- Cover art
- Developer: Rare
- Publisher: Mattel
- Designer: Novak
- Composer: David Wise
- Platform: Nintendo Entertainment System
- Release: NA: October 1990;
- Genre: Action
- Mode: Single player

= Super Glove Ball =

1990 video game

Super Glove Ball is a game made by Rare in 1990 for the Nintendo Entertainment System, specifically designed to be played with the Power Glove controller. However, it can also be played with a standard NES controller. It was sold separately from the Power Glove.

== Gameplay ==

Proceeding through the first maze of the game

This video game uses a first-person perspective to provide a three-dimensional element. There are three different mazes in the game; each maze holds hundreds of different rooms.

In Super Glove Ball, the player controls a virtual glove on-screen. The player has a life meter that is divided into 26 bars. The player starts off in a 3D room, and each surface of the room has rectangular tiles on it. The left and right walls of the room each have 20 tiles on their surfaces (5 tiles high and 4 tiles deep). The top and bottom walls each have 32 tiles (8 tiles wide and 4 tiles deep). The wall at the far end of the room has 40 tiles (8 tiles wide and 5 tiles high).

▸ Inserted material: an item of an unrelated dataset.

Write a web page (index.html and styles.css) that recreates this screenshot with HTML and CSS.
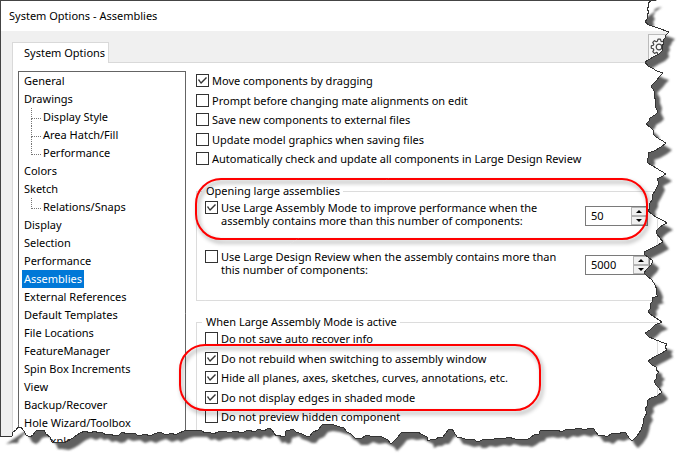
FILE: index.html
```html
<!DOCTYPE html>
<html lang="en">
<head>
<meta charset="utf-8">
<title>System Options - Assemblies</title>
<link rel="stylesheet" href="styles.css">
</head>
<body>
<main class="capture">
  <div class="dialog">
    <h1 class="titlebar">System Options - Assemblies</h1>
    <div class="tabs">
      <button class="tab" type="button">System Options</button>
      <button class="gear" type="button" aria-label="Options">
        <svg viewBox="0 0 18 18" width="18" height="18" fill="none" stroke="#444" stroke-width="1.2" stroke-linejoin="round">
          <path d="M7.4 3.2 8 1.2h2.4l.6 2 1 .5 1.9-1 1.7 1.7-1 1.9.4 1 2 .6v2.3l-2 .6-.5 1.1 1 1.8-1.7 1.7-1.8-1-1 .5-.6 2H8l-.6-2-1.1-.5-1.8 1-1.7-1.7 1-1.8-.5-1.1-2-.6V7.900l2-.6.5-1-1-1.900 1.700-1.700 1.800 1z"/>
          <circle cx="9" cy="9" r="2.800"/>
        </svg>
      </button>
    </div>
    <div class="panel">
      <ul class="tree">
        <li><a href="#">General</a></li>
        <li><a href="#">Drawings</a>
          <ul>
            <li><a href="#">Display Style</a></li>
            <li><a href="#">Area Hatch/Fill</a></li>
            <li><a href="#">Performance</a></li>
          </ul>
        </li>
        <li><a href="#">Colors</a></li>
        <li><a href="#">Sketch</a>
          <ul>
            <li><a href="#">Relations/Snaps</a></li>
          </ul>
        </li>
        <li><a href="#">Display</a></li>
        <li><a href="#">Selection</a></li>
        <li><a href="#">Performance</a></li>
        <li><a href="#" class="selected">Assemblies</a></li>
        <li><a href="#">External References</a></li>
        <li><a href="#">Default Templates</a></li>
        <li><a href="#">File Locations</a></li>
        <li><a href="#">FeatureManager</a></li>
        <li><a href="#">Spin Box Increments</a></li>
        <li><a href="#">View</a></li>
        <li><a href="#">Backup/Recover</a></li>
        <li><a href="#">Hole Wizard/Toolbox</a></li>
        <li><a href="#">File Explorer</a></li>
      </ul>
      <form class="settings">
        <div class="checks">
          <label><input type="checkbox" checked>Move components by dragging</label>
          <label><input type="checkbox">Prompt before changing mate alignments on edit</label>
          <label><input type="checkbox">Save new components to external files</label>
          <label><input type="checkbox">Update model graphics when saving files</label>
          <label><input type="checkbox">Automatically check and update all components in Large Design Review</label>
        </div>
        <fieldset class="group opening">
          <legend>Opening large assemblies</legend>
          <div class="threshold">
            <label><input type="checkbox" checked><span>Use Large Assembly Mode to improve performance when the<br>assembly contains more than this number of components:</span></label>
            <div class="spin">
              <input type="text" value="50" aria-label="Large Assembly Mode threshold">
              <div class="steps"><button type="button" class="up" aria-label="Increase"></button><button type="button" class="down" aria-label="Decrease"></button></div>
            </div>
          </div>
          <div class="threshold">
            <label><input type="checkbox"><span>Use Large Design Review when the assembly contains more than<br>this number of components:</span></label>
            <div class="spin spin-wide">
              <input type="text" value="5000" aria-label="Large Design Review threshold">
              <div class="steps"><button type="button" class="up" aria-label="Increase"></button><button type="button" class="down" aria-label="Decrease"></button></div>
            </div>
          </div>
          <div class="callout callout-opening"></div>
        </fieldset>
        <fieldset class="group active">
          <legend>When Large Assembly Mode is active</legend>
          <div class="checks">
            <label><input type="checkbox">Do not save auto recover info</label>
            <label><input type="checkbox" checked>Do not rebuild when switching to assembly window</label>
            <label><input type="checkbox" checked>Hide all planes, axes, sketches, curves, annotations, etc.</label>
            <label><input type="checkbox" checked>Do not display edges in shaded mode</label>
            <label><input type="checkbox">Do not preview hidden component</label>
          </div>
          <div class="callout callout-active"></div>
        </fieldset>
      </form>
    </div>
  </div>
  <svg class="tear" viewBox="0 0 690 468" preserveAspectRatio="none" aria-hidden="true">
    <defs>
      <path id="edge" d="M656 0 L651 1 648 3 649 6 647 9 649 12 647 15 648 18 645 22 649 25 655 27 669 32 666 35 665 38 663 40 664 43 662 46 663 50 659 54 653 57 645 62 648 66 652 68 657 71 663 73 660 76 657 80 654 83 651 86 654 91 654 96 656 101 655 106 657 110 658 112 655 115 650 118 649 121 646 124 650 127 653 130 653 134 656 137 661 140 666 143 661 147 654 151 648 153 649 156 647 160 648 163 656 168 666 174 661 177 657 179 659 183 657 187 655 191 652 196 652 200 649 205 650 208 648 211 656 217 664 221 667 223 663 225 659 228 656 231 657 234 660 238 663 242 656 246 650 249 644 252 645 255 648 257 653 261 651 265 647 269 644 273 647 276 652 280 655 285 657 290 656 294 658 296 652 298 653 301 650 304 651 308 648 311 650 314 656 318 662 322 655 325 650 330 645 333 649 337 654 339 661 342 667 344 665 347 667 350 660 354 654 357 648 361 652 365 656 367 656 370 659 372 656 375 657 378 654 381 656 385 659 388 662 392 657 396 651 398 647 401 648 405 645 409 647 413 644 418 643 424 641 430 637 436 632 441 629 438 626 433 623 432 618 434 612 433 607 437 603 435 598 435 595 431 594 429 588 428 586 430 578 428 572 430 567 429 561 432 558 430 552 431 547 430 540 431 539 434 534 435 530 438 526 440 522 439 515 439 508 437 504 439 498 438 490 440 484 439 480 441 476 441 474 439 468 440 462 438 457 437 454 432 452 429 448 430 446 433 443 437 439 437 436 439 432 439 428 441 427 437 421 434 418 432 411 433 406 432 401 433 397 438 391 444 388 440 384 438 380 436 373 437 367 435 362 438 355 438 351 434 347 432 344 428 340 427 334 425 327 424 322 425 318 430 313 432 310 436 306 436 302 434 296 432 293 429 290 430 286 431 285 436 282 437 279 435 276 436 272 430 269 428 264 431 258 429 255 432 248 430 242 433 235 431 229 433 225 431 218 432 213 434 209 432 205 433 201 430 195 430 188 430 184 431 179 433 175 435 172 433 166 435 160 432 154 434 150 436 145 434 139 436 134 433 127 434 122 432 119 435 115 436 110 434 106 435 102 432 98 433 95 431 90 433 85 431 80 433 77 435 73 438 68 441 63 443 56 442 52 442 50 437 46 434 44 430 39 430 36 431 33 435 30 437 26 435 24 431 21 427 18 427 16 430 13 432 12 436 6 436 0 437"/>
      <mask id="outside" maskUnits="userSpaceOnUse" x="0" y="0" width="690" height="468">
        <rect width="690" height="468" fill="#fff"/>
        <use href="#edge" fill="#000"/>
        <path d="M0 0H657L0 437Z" fill="#000"/>
      </mask>
      <filter id="soft" x="-5%" y="-5%" width="110%" height="110%"><feGaussianBlur stdDeviation="1.300"/></filter>
    </defs>
    <g mask="url(#outside)">
      <rect width="690" height="468" fill="#fff"/>
      <g filter="url(#soft)" fill="#606060">
        <g transform="translate(6 7)"><use href="#edge"/></g>
      </g>
    </g>
    <use href="#edge" fill="none" stroke="#333" shape-rendering="crispEdges"/>
  </svg>
</main>
</body>
</html>
```
FILE: styles.css
```css
* { box-sizing: border-box; }
body {
  margin: 0;
  background: #fff;
  color: #000;
  font: 11px/18px "Noto Sans", "Open Sans", sans-serif;
}
button, input { font: inherit; color: inherit; margin: 0; }
.capture {
  position: relative;
  height: 100vh;
  overflow: hidden;
}
.dialog {
  min-height: 100%;
  display: flex;
  flex-direction: column;
  background: #f0f0f0;
  border-top: 1px solid #444;
  border-left: 1px solid #444;
}
.titlebar {
  margin: 0;
  padding: 6px 8px;
  background: #fff;
  font-size: 11px;
  font-weight: 400;
  line-height: 18px;
}
.tabs {
  display: flex;
  justify-content: space-between;
  align-items: flex-end;
  padding: 3px 17px 0 11px;
}
.tab {
  height: 21px;
  padding: 0 3px 0 11px;
  margin-bottom: -1px;
  background: #fff;
  border: 1px solid #d9d9d9;
  border-bottom: 0;
  line-height: 18px;
  position: relative;
}
.gear {
  display: flex;
  align-items: center;
  width: 25px;
  height: 28px;
  padding: 0 0 4px 1px;
  background: #f7f7f7;
  border: 1px solid #bbb;
  border-bottom: 0;
}
.panel {
  flex: 1;
  display: flex;
  align-items: stretch;
  gap: 10px;
  margin-left: 11px;
  padding: 8px 32px 0 5px;
  background: #fff;
  border-top: 1px solid #d9d9d9;
  border-left: 1px solid #d9d9d9;
}
.tree {
  flex: 0 0 168px;
  border: 1px solid #646464;
  border-bottom: 0;
  padding: 0 3px;
}
.tree, .tree ul { margin: 0; list-style: none; }
.tree ul { padding: 0 0 0 9px; }
.tree li { line-height: 18px; }
.tree a {
  display: inline-block;
  height: 18px;
  padding: 0 2px;
  color: inherit;
  text-decoration: none;
  vertical-align: top;
}
.tree .selected { background: #0078d7; color: #fff; }
.tree li li {
  position: relative;
  padding-left: 10px;
}
.tree li li::before {
  content: "";
  position: absolute;
  left: 0;
  top: 0;
  width: 9px;
  height: 10px;
  border-left: 1px dotted #777;
  border-bottom: 1px dotted #777;
}
.tree li li:not(:last-child)::after {
  content: "";
  position: absolute;
  left: 0;
  top: 10px;
  height: 8px;
  border-left: 1px dotted #777;
}
.settings {
  flex: 1;
  min-width: 0;
  white-space: nowrap;
}
.checks label {
  display: flex;
  align-items: center;
  gap: 3px;
  height: 19px;
}
.checks label:nth-child(odd) { margin-bottom: 1px; }
input[type="checkbox"] {
  appearance: none;
  flex: none;
  width: 13px;
  height: 13px;
  background: #fff;
  border: 1px solid #333;
}
input[type="checkbox"]:checked::before {
  content: "";
  display: block;
  height: 11px;
  background: #333;
  clip-path: polygon(1px 5px, 2px 4px, 4px 7px, 9px 2px, 10px 3px, 4px 9px);
}
.group {
  position: relative;
  min-width: 0;
  margin: 0;
  padding: 0 0 0 8px;
  border: 1px solid #dcdcdc;
}
.group legend {
  margin-left: -3px;
  padding: 0 3px 0 4px;
  line-height: 16px;
}
.opening { margin-top: 15px; padding-bottom: 11px; }
.active { margin-top: 13px; padding-bottom: 30px; }
.active .checks { margin-top: -1px; }
.threshold {
  display: flex;
  justify-content: space-between;
  padding-right: 9px;
  height: 41px;
}
.threshold + .threshold { margin-top: 8px; padding-right: 7px; }
.threshold label {
  display: flex;
  gap: 3px;
  line-height: 13px;
  padding-top: 2px;
}
.spin {
  display: flex;
  width: 63px;
  height: 20px;
  margin-top: 7px;
  background: #fff;
  border: 1px solid #7a7a7a;
}
.spin-wide { width: 65px; }
.spin input {
  flex: 1;
  min-width: 0;
  padding: 0 5px;
  border: 0;
  background: none;
}
.steps {
  display: flex;
  flex-direction: column;
  width: 16px;
}
.steps button {
  flex: 1;
  display: flex;
  align-items: center;
  justify-content: center;
  padding: 0;
  background: #f0f0f0;
  border: 1px solid #b4b4b4;
}
.steps button::before {
  content: "";
  border: 3px solid transparent;
  border-top-width: 0;
  border-bottom-color: #000;
}
.steps .down::before {
  border-width: 3px 3px 0;
  border-color: #000 transparent transparent;
}
.callout {
  position: absolute;
  border: 2px solid #f00;
  border-radius: 26px;
  filter: drop-shadow(2px 3px 2px rgba(0, 0, 0, .4));
  pointer-events: none;
}
.callout-opening {
  left: -2px;
  right: 9px;
  top: -21px;
  height: 62px;
}
.callout-active {
  left: -18px;
  width: 362px;
  top: 14px;
  height: 67px;
}
.tear {
  position: absolute;
  inset: 0;
  width: 100%;
  height: 100%;
  pointer-events: none;
}
```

Energy balls appear and fly around the room, bouncing off of the walls, somewhat like the game of squash. When the ball hits a tile on a wall, that tile is destroyed. The player must keep the ball in play and destroy the tiles by hitting, throwing, and punching the ball around the room. The player cannot let the ball go behind the glove; if this happens, it will be destroyed, and a new one will appear. If the player loses 5 balls, a life will be lost. When all lives have been lost, it's game over, and there are no continues. The player also has a finite number of Robo-Bullets that the glove can shoot out of its index finger by pressing the "select" button. These can destroy tiles with one hit, and they can also be used to attack enemies.

When all of the tiles on a wall have been destroyed, either nothing will happen, or a red arrow will appear, and it will point in the direction of the wall that the player has just cleared, indicating that the glove can now pass through that wall and go on to another room in the maze. Each room in the maze has a number, so it is advantageous for the player to make a map of the maze when going along. The second world alone has over 60 rooms, so without a map, it can be frustrating and easy to get lost. Making a map is practically half the fun of the game, which is more of exploration than anything else.

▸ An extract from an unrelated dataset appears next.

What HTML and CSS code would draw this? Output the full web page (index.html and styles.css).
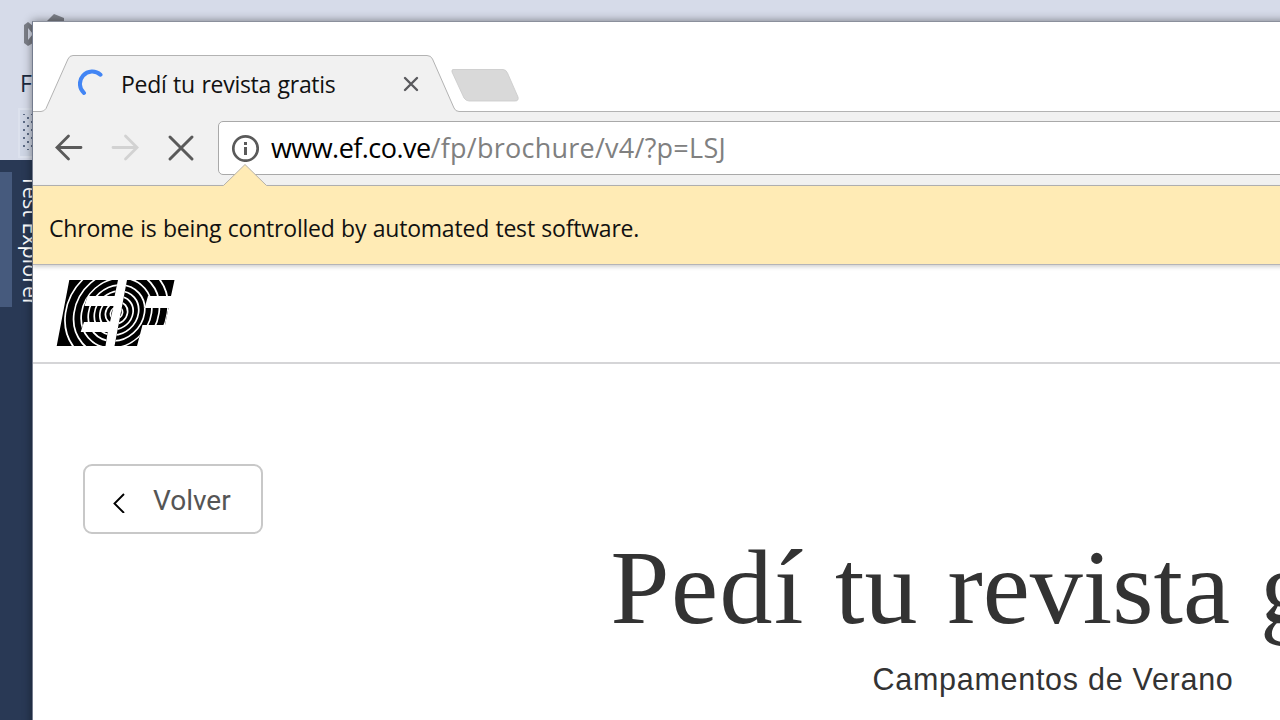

Some of the tiles will have a question mark on them. If the player hits a question mark tile with either the energy ball or by shooting it with a Robo-Bullet, one of several bonus power-ups will be awarded:

- LIFE: The player gets an extra life. They are quite rare.
- EXTRA: The player gets an extra ball.
- ICE BALL: Slows down enemies.
- BOMB BALL: The ball will do more damage to enemies. Also, if the player holds onto the ball when the bomb bonus is in effect, it will blow up in the glove, making the player lose a life.
- POWER: Refills the life meter.
- ROW: If the ball hits a tile, all of the tiles in that row will also be destroyed. The effect lasts for a limited time. This is the best power-up to have to move to another room quickly. It seems to be random in terms of whether the row that gets cleared will be vertical or horizontal.
- SUPER BALL: Causes the energy ball to fly around the room at a super-high speed for a limited time. The super ball will also bounce off of the invisible back wall of the room, leaving the player free to do other things, like attack enemies or shoot tiles with Robo-Bullets.
- TRIPLE: Causes two other balls to appear in addition to the one that was already in play.
- ROBO-BULLET REFILL: Gives 30 extra Robo-Bullets. The player starts off with 40, and can have a maximum of 99.
- PINBALL: Causes a specially colored tile to move amongst the tiles on the far wall of the room for a limited time. If the player hits the specially colored tile with an energy ball, all possible pathways to neighboring rooms will be opened, regardless of which tiles have been destroyed.

The game has three worlds, and they get progressively more difficult. The enemies get tougher (some will make the player lose a life with only one hit), and there are more ways for the player to lose the ball. Certain tiles are also much harder to hit in the second and third worlds.

One of the biggest criticisms in Super Glove Ball is that in certain rooms, the game will randomly warp the player to another random room.

The game also features a high score list, which is reset every time the system is turned off.

== Plot ==
Set in the then-futuristic year 2005, the story line is that the player's shuttle commander has been trapped in a dimensional maze in outer space. Only he can rescue the commander by throwing energy balls at the walls. Four different types of energy balls can be used; effects range from slowing down the opponent to killing them outright.